Heading into the Labor Day weekend, we thought we would take a contrarian view of the holiday by reviewing Forbes columnist John Tamny’s new book, The End of Work. Last year, we interviewed him on our podcast on his previous book, Who Needs the Fed?
No Fed? No jobs? Is Tamny losing it?
On the contrary, John Tamny has a gift for imagining the possible. In this case – a future where people can make a living doing the things they love to do. And for many people, that’s already happening now.
John told Tim Anaya and me last year that in his new book, he argues that no one is stupid or lacks a work ethic, but “People who hate Sundays, people who feel like failures at work, in fact, hate a lack of capital and a lack of investment.” In The End of Work, Tamny makes the case that economic growth is crucial for everyone’s well-being because it will free more and more people from work that feels like work. Take football:
“Football is an immensely cerebral game — one of the most difficult things to understand. The people on the NFL and college football fields understand something that would render some of the highest IQ people in the world idiots, yet they understand it intimately. Thankfully, we live in a world today in which people can make a life of football. You don’t have to make the NFL anymore to make a living out of football. There are 17 coaches in the state of Georgia alone who earn over $100,000 a year coaching high school football; there are over nine in Alabama; and 14 in the Houston area. . . The U.S. has grown richer — the demand for entertainment, the demand among parents for good activities for their kids, the demand among boosters to support entities as youthful as high school football — has surged. Football is becoming a career for people and that’s a beautiful thing.”

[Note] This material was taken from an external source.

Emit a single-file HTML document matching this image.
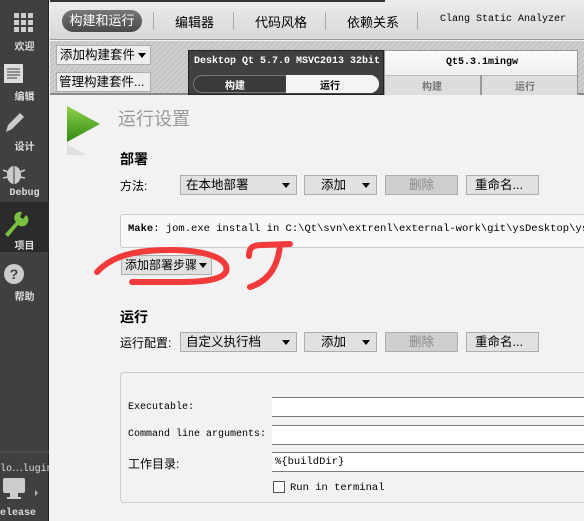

Well, whether its coaching, sports broadcasting or reporting, cheerleading, or being a sports PR person (I hear they work till 2 am on game night), I still think one has to be pretty exceptional to make a career in football. But Tamny keeps going with examples. Here’s what he said about food and drink:
Thirty years ago, if you graduated from college, and said I’m going to be a chef, people would not only look at you sideways, they would look at you as a failure – ahhh — he’s going to become a cook. Today, people are choosing the life of a chef and cooking over being doctors, lawyers, and investment bankers, thanks once again to all the wealth that’s being created in the U.S. and the developed world. More and more people get to choose a life of food because that’s their passion. Thirty years ago, if you were going to say you want to make a life of wine, people would have thought — wait a second — but now sommeliers are not only highly paid, they are highly regarded. They’re important people in the community.
And what about think tank wonks? Here’s what John had to say about our profession:
150 years ago, you had one choice – you were going to grow up and work on a farm. Think how that would have reduced the three of us (John, Tim, and me) to blithering idiots — probably objects of ridicule. On the other hand, we live in a country in which we get to do what we love. We get to make our interest in policy a life choice that pays the bills.
John makes his final point: “When an economy is weak, it is suffocating myriad forms of intelligence that can only flower when an economy is growing. What I’m arguing for is even more economic growth so that more and more people can be as lucky as we are and can go to work to do what remotely doesn’t feel like work.”
From all of us non-workers at PRI, Happy (Early) Labor Day!
Rowena Itchon is senior vice president at the Pacific Research Institute.